> THE PROBLEM
Count every line in the data below where "React" occurs, then state that number and nothing more.

═════ TASK INPUT ═════

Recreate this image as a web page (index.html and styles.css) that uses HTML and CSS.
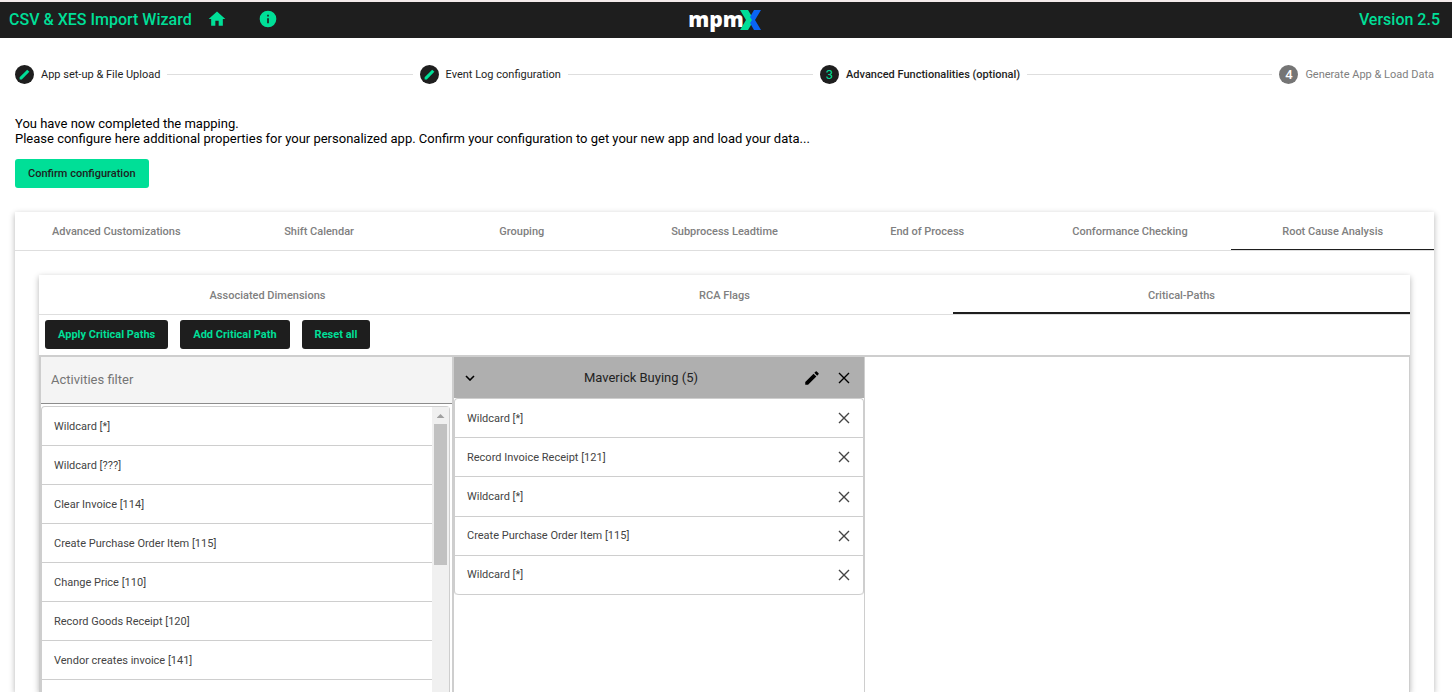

═════
═════ TASK INPUT ═════

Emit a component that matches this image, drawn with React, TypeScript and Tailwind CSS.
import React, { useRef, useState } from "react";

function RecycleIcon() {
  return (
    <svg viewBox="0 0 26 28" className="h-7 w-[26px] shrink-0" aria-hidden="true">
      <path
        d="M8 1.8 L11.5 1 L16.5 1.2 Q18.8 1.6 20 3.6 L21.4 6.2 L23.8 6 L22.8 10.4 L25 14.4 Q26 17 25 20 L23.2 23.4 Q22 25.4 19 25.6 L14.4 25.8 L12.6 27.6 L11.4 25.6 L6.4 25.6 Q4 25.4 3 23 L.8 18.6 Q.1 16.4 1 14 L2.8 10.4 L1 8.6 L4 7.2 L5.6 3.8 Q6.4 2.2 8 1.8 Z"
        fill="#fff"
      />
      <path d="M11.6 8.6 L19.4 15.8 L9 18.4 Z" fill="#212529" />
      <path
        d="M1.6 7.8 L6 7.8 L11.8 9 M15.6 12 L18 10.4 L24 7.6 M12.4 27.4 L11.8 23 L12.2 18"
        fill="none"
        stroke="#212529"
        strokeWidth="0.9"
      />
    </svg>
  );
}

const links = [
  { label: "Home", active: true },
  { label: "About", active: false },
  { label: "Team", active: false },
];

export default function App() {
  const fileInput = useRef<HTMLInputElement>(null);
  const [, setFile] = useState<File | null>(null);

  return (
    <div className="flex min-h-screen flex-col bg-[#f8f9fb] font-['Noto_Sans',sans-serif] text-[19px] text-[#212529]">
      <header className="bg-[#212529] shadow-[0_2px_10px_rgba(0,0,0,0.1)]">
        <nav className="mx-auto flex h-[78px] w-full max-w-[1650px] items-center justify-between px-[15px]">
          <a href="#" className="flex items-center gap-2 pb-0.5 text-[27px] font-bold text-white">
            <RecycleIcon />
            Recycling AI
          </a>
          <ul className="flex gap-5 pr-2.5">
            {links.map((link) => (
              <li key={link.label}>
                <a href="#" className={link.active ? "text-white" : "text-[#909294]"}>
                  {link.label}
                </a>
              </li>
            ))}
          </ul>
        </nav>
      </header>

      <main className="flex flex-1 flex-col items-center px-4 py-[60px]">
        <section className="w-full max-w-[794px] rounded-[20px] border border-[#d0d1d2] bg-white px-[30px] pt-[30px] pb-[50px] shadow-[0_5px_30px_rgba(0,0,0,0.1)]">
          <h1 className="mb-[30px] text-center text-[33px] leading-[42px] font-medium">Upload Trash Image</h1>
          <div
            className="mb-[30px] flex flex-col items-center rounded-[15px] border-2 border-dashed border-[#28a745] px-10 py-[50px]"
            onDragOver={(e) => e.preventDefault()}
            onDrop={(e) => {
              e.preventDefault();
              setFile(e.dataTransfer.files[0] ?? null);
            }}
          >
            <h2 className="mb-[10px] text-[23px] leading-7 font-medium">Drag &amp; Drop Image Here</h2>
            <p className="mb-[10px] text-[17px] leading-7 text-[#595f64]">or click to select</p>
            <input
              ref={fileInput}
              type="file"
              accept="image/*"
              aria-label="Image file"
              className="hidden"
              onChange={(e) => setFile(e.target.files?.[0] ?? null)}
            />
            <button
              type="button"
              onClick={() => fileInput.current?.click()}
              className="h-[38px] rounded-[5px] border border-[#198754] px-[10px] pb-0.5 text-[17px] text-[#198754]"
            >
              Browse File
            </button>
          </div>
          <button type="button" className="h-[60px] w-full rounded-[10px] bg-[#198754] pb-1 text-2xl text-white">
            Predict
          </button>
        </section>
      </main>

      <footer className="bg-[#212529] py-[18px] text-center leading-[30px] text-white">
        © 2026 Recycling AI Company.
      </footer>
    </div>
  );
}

═════

> EXPECTED OUTPUT
2